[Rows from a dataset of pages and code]
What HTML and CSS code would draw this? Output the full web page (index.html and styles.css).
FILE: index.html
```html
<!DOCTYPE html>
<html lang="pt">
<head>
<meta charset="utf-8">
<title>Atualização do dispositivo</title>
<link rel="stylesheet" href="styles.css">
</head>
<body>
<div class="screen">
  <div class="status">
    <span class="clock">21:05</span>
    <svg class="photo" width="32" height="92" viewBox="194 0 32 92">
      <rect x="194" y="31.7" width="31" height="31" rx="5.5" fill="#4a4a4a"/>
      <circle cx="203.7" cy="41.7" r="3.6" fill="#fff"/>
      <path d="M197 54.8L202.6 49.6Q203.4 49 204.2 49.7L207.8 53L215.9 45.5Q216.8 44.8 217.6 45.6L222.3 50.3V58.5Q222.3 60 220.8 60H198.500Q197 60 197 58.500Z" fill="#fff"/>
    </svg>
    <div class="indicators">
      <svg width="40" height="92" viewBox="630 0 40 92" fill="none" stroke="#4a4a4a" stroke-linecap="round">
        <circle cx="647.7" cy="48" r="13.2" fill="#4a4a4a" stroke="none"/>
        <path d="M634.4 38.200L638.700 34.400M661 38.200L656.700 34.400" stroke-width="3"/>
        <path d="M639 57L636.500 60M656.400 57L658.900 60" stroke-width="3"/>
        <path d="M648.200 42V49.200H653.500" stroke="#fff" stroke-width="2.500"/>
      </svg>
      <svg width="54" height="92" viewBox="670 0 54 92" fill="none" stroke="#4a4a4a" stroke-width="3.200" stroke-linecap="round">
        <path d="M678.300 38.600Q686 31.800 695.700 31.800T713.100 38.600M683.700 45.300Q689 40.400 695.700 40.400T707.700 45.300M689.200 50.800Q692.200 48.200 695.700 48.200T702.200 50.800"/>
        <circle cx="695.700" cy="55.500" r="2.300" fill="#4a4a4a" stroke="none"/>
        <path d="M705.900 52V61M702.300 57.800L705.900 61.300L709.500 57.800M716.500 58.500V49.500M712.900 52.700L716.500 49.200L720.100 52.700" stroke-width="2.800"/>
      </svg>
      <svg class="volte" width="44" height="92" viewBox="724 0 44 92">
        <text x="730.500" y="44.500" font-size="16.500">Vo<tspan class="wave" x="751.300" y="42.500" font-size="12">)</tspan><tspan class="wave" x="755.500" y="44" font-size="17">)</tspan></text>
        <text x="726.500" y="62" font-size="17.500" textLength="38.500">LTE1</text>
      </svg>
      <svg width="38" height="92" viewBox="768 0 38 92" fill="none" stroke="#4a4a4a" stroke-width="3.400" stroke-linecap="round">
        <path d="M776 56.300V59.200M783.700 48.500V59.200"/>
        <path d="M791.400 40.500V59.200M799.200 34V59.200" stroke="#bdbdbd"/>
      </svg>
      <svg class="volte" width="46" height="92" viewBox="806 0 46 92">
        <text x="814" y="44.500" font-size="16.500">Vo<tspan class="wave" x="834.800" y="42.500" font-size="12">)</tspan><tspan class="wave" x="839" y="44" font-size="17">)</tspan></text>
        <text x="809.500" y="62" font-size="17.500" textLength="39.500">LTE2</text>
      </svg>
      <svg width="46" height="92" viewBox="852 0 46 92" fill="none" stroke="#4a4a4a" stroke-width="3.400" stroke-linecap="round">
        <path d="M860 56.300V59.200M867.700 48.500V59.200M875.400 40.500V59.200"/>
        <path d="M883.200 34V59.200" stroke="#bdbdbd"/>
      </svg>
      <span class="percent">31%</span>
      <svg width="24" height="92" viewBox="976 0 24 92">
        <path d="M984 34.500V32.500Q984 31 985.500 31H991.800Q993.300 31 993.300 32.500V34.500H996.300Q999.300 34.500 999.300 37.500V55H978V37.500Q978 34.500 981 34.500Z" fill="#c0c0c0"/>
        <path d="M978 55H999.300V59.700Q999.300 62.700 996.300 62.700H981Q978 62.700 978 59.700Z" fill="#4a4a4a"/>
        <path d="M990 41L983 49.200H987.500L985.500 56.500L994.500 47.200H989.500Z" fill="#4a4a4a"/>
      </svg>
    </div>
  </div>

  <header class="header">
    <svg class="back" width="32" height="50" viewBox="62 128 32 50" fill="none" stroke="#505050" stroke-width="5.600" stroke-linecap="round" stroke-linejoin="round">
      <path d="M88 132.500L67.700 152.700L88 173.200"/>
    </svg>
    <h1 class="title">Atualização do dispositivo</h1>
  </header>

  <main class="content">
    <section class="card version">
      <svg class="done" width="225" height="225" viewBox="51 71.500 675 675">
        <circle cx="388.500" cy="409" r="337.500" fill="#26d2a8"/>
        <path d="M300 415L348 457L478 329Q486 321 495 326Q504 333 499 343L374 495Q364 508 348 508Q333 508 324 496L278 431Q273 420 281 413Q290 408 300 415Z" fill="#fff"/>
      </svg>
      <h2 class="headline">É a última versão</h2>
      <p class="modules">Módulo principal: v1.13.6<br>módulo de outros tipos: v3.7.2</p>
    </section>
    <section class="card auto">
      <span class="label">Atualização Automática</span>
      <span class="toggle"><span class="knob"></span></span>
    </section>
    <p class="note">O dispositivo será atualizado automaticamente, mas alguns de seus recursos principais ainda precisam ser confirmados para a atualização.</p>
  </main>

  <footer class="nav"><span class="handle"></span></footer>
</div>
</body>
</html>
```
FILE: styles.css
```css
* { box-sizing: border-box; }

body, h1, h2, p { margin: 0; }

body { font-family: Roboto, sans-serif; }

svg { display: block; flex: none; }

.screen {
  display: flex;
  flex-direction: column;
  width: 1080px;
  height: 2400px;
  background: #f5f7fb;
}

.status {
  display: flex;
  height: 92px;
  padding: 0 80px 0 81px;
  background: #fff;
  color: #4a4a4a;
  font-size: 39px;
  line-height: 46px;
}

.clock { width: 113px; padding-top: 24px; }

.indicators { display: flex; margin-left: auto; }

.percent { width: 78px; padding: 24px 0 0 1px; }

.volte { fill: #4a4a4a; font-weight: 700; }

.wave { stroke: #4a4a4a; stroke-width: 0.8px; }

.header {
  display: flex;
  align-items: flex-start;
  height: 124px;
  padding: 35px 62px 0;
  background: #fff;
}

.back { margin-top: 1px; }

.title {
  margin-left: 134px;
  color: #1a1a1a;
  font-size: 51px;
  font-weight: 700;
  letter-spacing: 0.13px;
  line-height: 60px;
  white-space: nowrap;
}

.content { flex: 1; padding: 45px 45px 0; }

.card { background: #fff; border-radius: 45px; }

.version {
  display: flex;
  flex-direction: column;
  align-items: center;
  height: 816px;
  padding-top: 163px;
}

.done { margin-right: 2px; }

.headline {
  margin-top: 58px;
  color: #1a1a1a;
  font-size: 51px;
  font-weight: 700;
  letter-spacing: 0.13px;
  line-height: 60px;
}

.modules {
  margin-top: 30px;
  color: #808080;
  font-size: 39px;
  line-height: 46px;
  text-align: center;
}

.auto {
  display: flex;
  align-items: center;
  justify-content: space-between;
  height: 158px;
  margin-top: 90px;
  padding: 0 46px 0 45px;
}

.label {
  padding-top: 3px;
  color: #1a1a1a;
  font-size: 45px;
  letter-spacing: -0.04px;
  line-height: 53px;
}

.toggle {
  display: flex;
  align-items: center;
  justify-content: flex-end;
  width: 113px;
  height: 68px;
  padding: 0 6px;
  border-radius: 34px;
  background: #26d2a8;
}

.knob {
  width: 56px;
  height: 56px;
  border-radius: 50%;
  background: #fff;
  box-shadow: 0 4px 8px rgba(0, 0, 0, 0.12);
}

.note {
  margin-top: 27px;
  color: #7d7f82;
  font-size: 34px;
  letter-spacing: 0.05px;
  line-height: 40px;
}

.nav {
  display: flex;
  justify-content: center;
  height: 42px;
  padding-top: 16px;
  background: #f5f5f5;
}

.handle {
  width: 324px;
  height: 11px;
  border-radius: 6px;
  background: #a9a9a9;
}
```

---

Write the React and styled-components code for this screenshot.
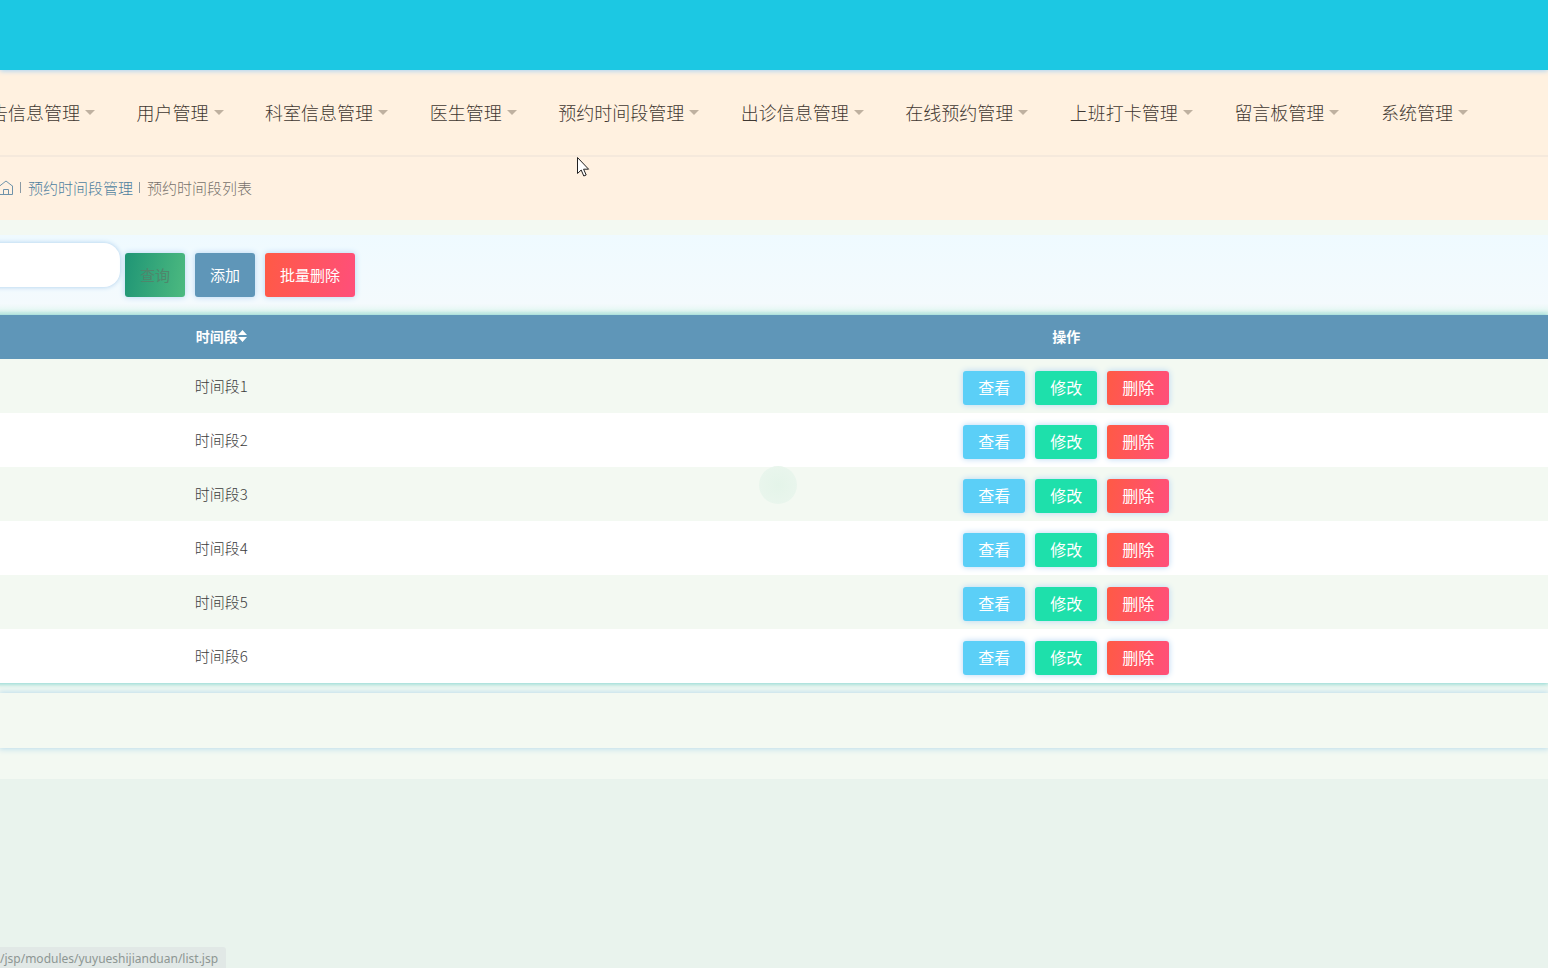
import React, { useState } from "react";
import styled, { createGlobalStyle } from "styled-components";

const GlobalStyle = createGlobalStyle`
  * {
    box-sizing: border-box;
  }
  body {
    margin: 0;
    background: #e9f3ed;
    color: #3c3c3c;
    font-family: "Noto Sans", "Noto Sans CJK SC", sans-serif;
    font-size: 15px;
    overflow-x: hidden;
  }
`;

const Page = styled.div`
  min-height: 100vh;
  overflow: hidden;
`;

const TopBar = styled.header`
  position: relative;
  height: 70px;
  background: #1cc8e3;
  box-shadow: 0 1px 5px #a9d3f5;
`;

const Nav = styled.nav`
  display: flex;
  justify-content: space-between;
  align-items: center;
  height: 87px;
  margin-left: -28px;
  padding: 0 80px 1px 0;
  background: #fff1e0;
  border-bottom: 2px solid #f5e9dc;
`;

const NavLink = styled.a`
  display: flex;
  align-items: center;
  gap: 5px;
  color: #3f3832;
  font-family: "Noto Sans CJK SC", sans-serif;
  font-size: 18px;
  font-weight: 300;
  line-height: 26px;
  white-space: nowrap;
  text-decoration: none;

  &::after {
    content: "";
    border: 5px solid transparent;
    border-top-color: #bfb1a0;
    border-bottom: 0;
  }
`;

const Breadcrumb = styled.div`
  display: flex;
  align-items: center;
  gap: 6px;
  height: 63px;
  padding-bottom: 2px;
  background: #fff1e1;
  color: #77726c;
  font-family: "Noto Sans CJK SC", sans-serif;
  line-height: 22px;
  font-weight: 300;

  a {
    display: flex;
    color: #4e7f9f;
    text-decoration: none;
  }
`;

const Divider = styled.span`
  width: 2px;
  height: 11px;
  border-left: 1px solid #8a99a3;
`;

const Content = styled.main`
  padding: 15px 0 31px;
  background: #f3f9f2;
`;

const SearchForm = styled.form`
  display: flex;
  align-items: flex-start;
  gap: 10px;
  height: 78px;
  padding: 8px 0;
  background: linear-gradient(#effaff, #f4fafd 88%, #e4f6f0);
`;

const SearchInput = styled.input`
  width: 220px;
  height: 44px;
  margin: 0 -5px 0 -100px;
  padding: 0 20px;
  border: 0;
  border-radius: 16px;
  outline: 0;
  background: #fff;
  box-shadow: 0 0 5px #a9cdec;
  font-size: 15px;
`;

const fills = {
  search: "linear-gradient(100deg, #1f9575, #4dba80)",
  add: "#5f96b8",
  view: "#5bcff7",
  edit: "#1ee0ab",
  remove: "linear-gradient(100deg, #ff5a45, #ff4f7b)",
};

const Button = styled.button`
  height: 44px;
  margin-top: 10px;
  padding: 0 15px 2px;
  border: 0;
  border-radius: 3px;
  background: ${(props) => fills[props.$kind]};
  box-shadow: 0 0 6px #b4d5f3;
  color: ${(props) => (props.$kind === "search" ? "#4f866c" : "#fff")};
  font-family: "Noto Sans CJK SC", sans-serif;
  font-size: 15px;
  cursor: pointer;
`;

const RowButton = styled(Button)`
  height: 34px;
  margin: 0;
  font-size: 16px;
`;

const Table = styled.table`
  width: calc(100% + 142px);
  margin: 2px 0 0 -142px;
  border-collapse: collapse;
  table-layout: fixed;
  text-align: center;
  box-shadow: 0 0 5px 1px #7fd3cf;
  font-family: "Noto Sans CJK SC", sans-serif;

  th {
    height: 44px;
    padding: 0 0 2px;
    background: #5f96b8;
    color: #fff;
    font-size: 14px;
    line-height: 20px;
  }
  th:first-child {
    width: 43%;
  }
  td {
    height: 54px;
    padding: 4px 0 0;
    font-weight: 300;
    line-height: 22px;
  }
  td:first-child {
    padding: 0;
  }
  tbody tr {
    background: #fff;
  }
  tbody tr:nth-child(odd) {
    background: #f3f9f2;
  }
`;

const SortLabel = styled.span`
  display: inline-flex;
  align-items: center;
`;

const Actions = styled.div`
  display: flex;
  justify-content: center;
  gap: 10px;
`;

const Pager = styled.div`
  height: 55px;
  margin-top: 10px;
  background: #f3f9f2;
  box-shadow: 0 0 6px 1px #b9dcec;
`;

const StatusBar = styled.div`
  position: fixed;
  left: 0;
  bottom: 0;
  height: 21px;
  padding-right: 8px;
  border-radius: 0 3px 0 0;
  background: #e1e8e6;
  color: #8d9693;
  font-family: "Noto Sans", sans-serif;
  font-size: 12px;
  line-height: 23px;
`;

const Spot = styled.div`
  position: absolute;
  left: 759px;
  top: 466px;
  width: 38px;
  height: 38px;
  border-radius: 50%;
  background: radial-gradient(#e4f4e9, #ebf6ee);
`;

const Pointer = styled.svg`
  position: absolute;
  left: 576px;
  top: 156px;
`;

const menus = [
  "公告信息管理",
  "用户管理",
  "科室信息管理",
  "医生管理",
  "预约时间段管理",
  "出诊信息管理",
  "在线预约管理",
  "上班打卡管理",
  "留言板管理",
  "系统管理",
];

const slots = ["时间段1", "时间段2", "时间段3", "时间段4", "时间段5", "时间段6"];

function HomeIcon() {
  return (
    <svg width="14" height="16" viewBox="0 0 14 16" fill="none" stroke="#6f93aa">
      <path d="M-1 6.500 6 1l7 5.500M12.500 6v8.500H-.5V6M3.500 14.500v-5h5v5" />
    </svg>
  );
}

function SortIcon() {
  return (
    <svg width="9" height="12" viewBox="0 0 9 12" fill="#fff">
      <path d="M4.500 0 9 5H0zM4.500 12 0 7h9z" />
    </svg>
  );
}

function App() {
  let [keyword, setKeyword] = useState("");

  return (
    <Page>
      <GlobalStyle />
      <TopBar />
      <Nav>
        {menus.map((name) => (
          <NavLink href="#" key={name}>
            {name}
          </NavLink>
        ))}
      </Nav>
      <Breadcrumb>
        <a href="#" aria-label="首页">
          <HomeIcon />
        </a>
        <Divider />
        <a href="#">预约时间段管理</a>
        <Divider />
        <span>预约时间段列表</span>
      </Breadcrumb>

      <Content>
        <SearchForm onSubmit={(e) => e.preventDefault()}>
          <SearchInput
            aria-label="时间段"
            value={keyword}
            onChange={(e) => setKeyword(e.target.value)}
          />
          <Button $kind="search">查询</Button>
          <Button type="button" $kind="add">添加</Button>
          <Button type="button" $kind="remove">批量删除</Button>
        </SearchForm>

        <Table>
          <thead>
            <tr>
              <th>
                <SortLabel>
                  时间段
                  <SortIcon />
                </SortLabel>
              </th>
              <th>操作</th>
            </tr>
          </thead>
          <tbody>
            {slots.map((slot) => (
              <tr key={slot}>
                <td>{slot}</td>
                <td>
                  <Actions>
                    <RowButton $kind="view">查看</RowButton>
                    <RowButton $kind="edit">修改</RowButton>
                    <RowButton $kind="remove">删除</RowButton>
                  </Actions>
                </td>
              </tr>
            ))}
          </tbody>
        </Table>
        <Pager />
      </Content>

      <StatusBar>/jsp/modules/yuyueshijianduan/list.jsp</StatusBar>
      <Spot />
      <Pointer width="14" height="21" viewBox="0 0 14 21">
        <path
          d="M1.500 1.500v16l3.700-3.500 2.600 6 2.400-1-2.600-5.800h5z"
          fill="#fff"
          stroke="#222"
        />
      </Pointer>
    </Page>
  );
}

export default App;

WORK REQUIRED - Find the count of lines in the data above where the string "components" occurs. Provide that number alone.

EXPECTED OUTPUT - 2